Revealing choice of words
In the last three years, thousands of people across the U.S. have participated in the Race Card Project, an innovative social-issue undertaking created by award-winning journalist Michele Norris. The project gathers participants’ six-word descriptions of their view of race written on postcards or online forms. Based on the range, quality and number of collected responses, the Twitter-like approach to such a weighty topic is inspiring a deeper and revealing conversation.
In mid March, Norris met with students, faculty and staff in a formal kick-off of the Race Card Project at the University of Michigan, marking the first partnership between the project and an American university. Cards were distributed to students at U-M’s Law School, Michigan Union, Haven Hall, and Diag on central campus, and Pierpont Commons on north campus.
“Despite all the talk about America’s consternation or cowardice when it comes to talking about race, I seemed to have found auditorium after auditorium full of people who were more than willing to unburden themselves on this prickly topic,” said Norris, who returns to campus Thursday, April 18 when thousands of expected filled-in race cards will be displayed on U-M’s iconic Diag. On that day, she will also conduct a town-hall forum on race 4 p.m. at Rackham Auditorium.
U-M’s participation in the Race Card Project ( http://theracecardproject.com/university-of-michigan/)comes amid a semester-long exploration of race coordinated by the College of Literature, Science and the Arts. The theme semester, “Understanding Race Project,” examines the many notions of race through an extensive range of public exhibits, performances, lectures, symposia and more than 130 courses in several disciplines designed to explore the concept and implications of race.
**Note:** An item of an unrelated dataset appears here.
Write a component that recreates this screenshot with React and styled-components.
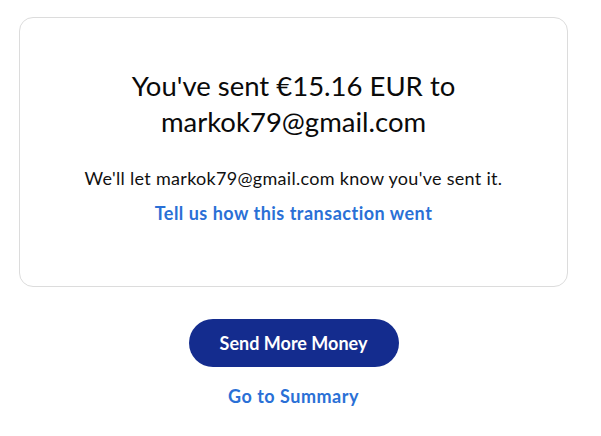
import styled, { createGlobalStyle } from 'styled-components';

const GlobalStyle = createGlobalStyle`
  body {
    margin: 0;
    background: #ffffff;
    font-family: 'Lato', 'Noto Sans', sans-serif;
    color: #001435;
  }
`;

const Page = styled.div`
  padding: 17px 33px 0 19px;
  display: flex;
  flex-direction: column;
  align-items: center;
`;

const Card = styled.section`
  box-sizing: border-box;
  width: 100%;
  height: 270px;
  border: 1px solid #dcdcdc;
  border-radius: 14px;
  padding: 50px 20px 0;
  display: flex;
  flex-direction: column;
  align-items: center;
  text-align: center;
`;

const Title = styled.h1`
  margin: 0;
  font-size: 27.5px;
  line-height: 36px;
  font-weight: 400;
  color: #0a0a0a;
  max-width: 340px;
`;

const Note = styled.p`
  margin: 26px 0 0;
  font-size: 18px;
  letter-spacing: 0.3px;
  line-height: 24px;
  color: #111;
`;

const Link = styled.a`
  display: inline-block;
  color: #2a70d6;
  font-weight: 700;
  font-size: 18px;
  letter-spacing: 0.5px;
  line-height: 24px;
  text-decoration: none;
  margin-top: ${(p) => p.top || 0}px;
  cursor: pointer;
`;

const Button = styled.button`
  margin-top: 32px;
  width: 210px;
  height: 48px;
  border: none;
  border-radius: 24px;
  background: #142c8e;
  color: #fff;
  font-family: inherit;
  font-weight: 700;
  font-size: 18px;
  cursor: pointer;
`;

export default function App() {
  return (
    <>
      <GlobalStyle />
      <Page>
        <Card>
          <Title>You've sent €15.16 EUR to markok79@gmail.com</Title>
          <Note>We'll let markok79@gmail.com know you've sent it.</Note>
          <Link top={11}>Tell us how this transaction went</Link>
        </Card>
        <Button>Send More Money</Button>
        <Link top={17}>Go to Summary</Link>
      </Page>
    </>
  );
}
For more information on U-M’s theme semester, please visit: https://www.lsa.umich.edu/themesemester/aboutthemesemesters/understandingraceproject
“The Race Card Project is a compelling and novel approach to gather people’s immediate reactions and attitudes about race,” said Martha Jones, co-chair of U-M’s Understanding Race Project theme semester, and associate professor of Afroamerican and African Studies and History. “Bringing Michele Norris to campus connects U-M and our work educating students about race into the nonacademic, social world where discourse about race might be less formal, but profoundly revealing,” said Jones, who is also co-chair of the Program on Race, Law and History at U-M’s Law School.
During her two-day visit to campus, Norris hosted a Race Card dialogue with U-M President Mary Sue Coleman and her executive officers, who submitted their own six-word descriptions on race, ethnicity and cultural identity. In addition, she met with students, who distributed postcards on campus.
Norris is currently National Public Radio guest host and special correspondent. She is a former news correspondent for ABC NEWS, and a frequent guest on “Meet the Press” and “Chris Matthews Show.”
In 2009, the National Association of Black Journalists named Norris Journalist of the Year. During her career, she co-hosted NPR’s Democratic presidential candidate debates, covered Republican and Democratic conventions, and moderated a series of conversations with voters on the intersection of race and politics.
Race and identity are the focus of Norris’ personal account, “The Grace of Silence: A Memoir,” published in 2010. In the book, she delves into family secrets that raise questions about her racial legacy.